RECORDS PROVIDED:
_ _ _

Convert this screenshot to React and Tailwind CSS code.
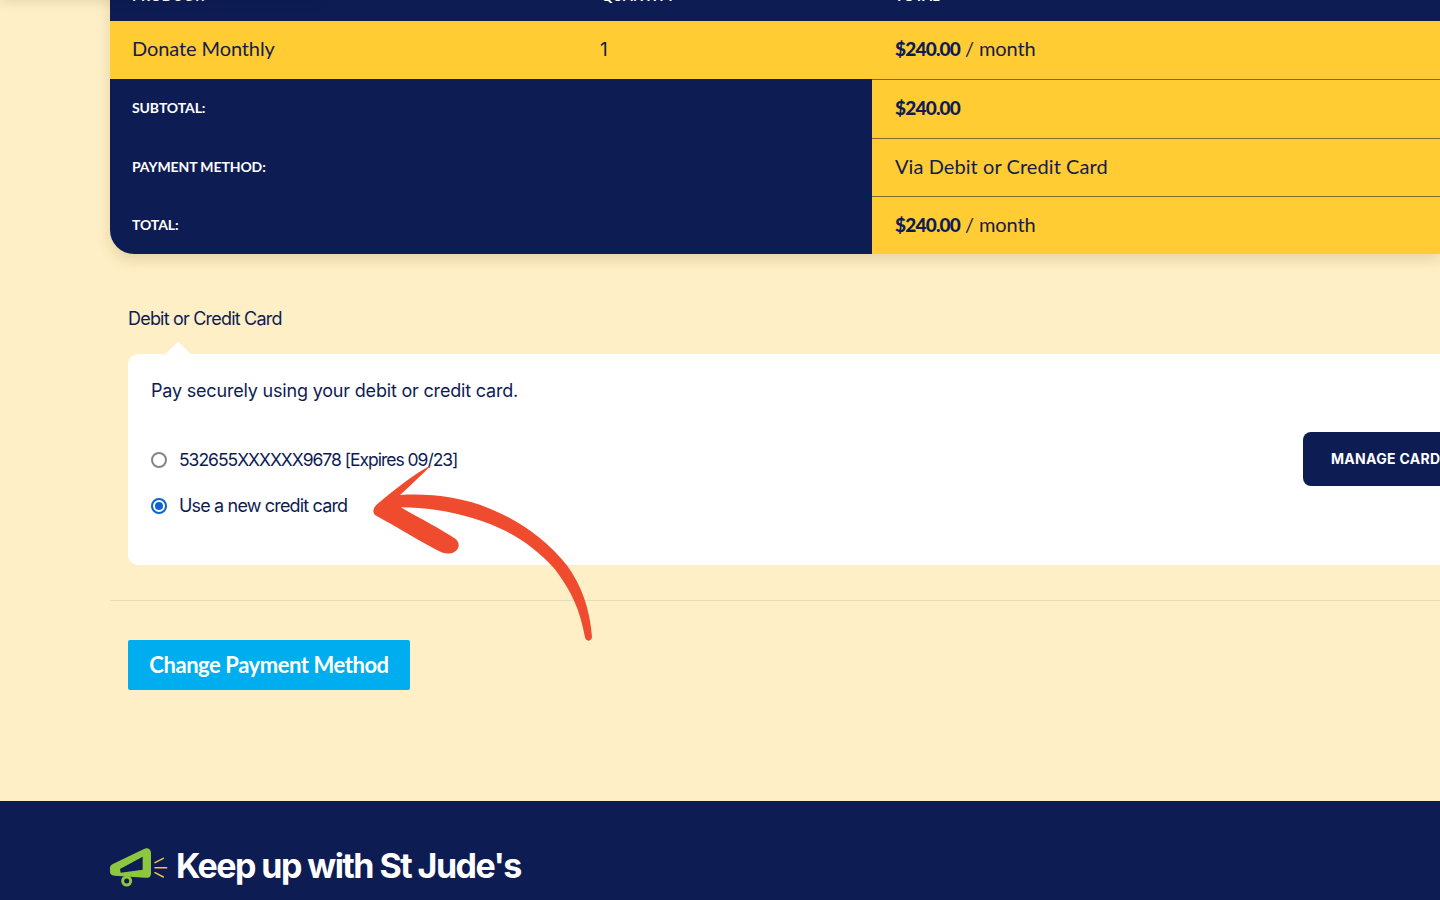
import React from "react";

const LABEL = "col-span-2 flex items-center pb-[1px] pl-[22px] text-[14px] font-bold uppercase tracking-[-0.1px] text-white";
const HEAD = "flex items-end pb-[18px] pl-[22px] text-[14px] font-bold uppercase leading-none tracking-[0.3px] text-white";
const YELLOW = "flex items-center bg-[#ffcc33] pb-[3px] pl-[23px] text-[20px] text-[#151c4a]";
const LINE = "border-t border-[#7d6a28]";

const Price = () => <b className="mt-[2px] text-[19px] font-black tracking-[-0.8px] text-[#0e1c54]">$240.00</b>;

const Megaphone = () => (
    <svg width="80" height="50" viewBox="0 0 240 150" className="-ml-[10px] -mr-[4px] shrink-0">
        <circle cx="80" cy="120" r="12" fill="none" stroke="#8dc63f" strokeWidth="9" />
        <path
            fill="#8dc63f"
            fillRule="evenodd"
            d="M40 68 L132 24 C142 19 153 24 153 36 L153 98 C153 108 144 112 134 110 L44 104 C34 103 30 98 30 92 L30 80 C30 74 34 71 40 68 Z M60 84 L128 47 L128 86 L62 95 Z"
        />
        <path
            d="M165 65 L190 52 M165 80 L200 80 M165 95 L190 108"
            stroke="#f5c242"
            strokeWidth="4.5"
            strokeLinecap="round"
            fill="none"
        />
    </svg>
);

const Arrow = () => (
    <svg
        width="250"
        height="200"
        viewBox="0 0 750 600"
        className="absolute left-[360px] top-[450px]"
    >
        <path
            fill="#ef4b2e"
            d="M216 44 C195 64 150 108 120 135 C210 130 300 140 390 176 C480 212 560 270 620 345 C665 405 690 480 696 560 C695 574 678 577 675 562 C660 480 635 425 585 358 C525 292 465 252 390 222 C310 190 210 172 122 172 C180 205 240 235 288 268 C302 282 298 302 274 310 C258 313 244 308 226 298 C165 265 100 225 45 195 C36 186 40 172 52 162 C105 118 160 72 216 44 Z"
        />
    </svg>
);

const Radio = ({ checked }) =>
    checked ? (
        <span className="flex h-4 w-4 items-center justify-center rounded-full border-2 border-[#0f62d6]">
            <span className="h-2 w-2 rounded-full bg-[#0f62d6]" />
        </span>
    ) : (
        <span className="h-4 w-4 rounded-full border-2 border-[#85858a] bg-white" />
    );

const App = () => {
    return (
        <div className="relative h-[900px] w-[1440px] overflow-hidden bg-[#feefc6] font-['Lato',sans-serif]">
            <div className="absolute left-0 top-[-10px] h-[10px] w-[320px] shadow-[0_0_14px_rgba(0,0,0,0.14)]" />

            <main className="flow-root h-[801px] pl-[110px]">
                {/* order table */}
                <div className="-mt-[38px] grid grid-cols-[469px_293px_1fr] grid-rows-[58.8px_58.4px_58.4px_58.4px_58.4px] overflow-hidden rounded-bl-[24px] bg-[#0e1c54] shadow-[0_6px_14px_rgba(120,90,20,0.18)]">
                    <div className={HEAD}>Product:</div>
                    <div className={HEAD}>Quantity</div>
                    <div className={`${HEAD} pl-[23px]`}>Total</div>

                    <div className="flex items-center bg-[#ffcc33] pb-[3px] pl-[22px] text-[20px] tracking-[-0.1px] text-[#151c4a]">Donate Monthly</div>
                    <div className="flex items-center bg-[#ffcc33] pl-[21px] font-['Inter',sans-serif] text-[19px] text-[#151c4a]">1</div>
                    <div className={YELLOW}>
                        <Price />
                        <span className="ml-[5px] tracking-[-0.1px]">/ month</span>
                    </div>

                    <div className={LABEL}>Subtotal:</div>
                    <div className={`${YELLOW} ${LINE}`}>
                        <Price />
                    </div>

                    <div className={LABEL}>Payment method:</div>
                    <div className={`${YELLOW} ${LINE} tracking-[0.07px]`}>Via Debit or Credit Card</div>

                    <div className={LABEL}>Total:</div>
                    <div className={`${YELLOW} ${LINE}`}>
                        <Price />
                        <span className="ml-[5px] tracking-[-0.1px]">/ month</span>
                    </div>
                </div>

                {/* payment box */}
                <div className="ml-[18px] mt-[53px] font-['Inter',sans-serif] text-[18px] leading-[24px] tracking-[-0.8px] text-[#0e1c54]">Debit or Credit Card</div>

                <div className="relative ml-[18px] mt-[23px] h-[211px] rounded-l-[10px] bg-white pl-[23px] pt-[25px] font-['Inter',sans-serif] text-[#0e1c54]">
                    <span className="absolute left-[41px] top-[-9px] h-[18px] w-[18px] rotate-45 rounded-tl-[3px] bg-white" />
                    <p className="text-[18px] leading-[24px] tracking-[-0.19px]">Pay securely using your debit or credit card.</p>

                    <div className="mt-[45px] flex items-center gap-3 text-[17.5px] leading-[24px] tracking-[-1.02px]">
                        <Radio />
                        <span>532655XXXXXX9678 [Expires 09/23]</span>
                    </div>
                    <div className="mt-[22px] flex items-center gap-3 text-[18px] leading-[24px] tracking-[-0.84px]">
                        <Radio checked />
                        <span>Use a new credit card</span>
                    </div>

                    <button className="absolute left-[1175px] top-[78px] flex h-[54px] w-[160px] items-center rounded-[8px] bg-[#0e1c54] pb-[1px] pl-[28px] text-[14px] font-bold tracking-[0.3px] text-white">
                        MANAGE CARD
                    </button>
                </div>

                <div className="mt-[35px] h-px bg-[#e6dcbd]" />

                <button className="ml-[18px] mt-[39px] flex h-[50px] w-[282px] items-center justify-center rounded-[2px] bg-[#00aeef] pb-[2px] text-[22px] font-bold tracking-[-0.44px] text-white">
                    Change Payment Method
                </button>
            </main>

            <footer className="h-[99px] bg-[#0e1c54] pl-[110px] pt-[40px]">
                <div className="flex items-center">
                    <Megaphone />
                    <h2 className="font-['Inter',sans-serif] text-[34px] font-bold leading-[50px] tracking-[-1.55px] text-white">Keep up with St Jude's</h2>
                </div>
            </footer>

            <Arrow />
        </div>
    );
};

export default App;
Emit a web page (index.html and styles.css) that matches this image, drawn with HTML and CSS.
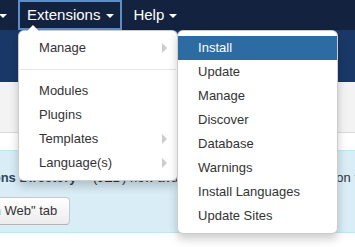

_ _ _

Exactly restate the lines from the beginning of the data through the line with "import React from", and no others, keeping pictures out.

Convert this screenshot to React and Tailwind CSS code.
import React from "react";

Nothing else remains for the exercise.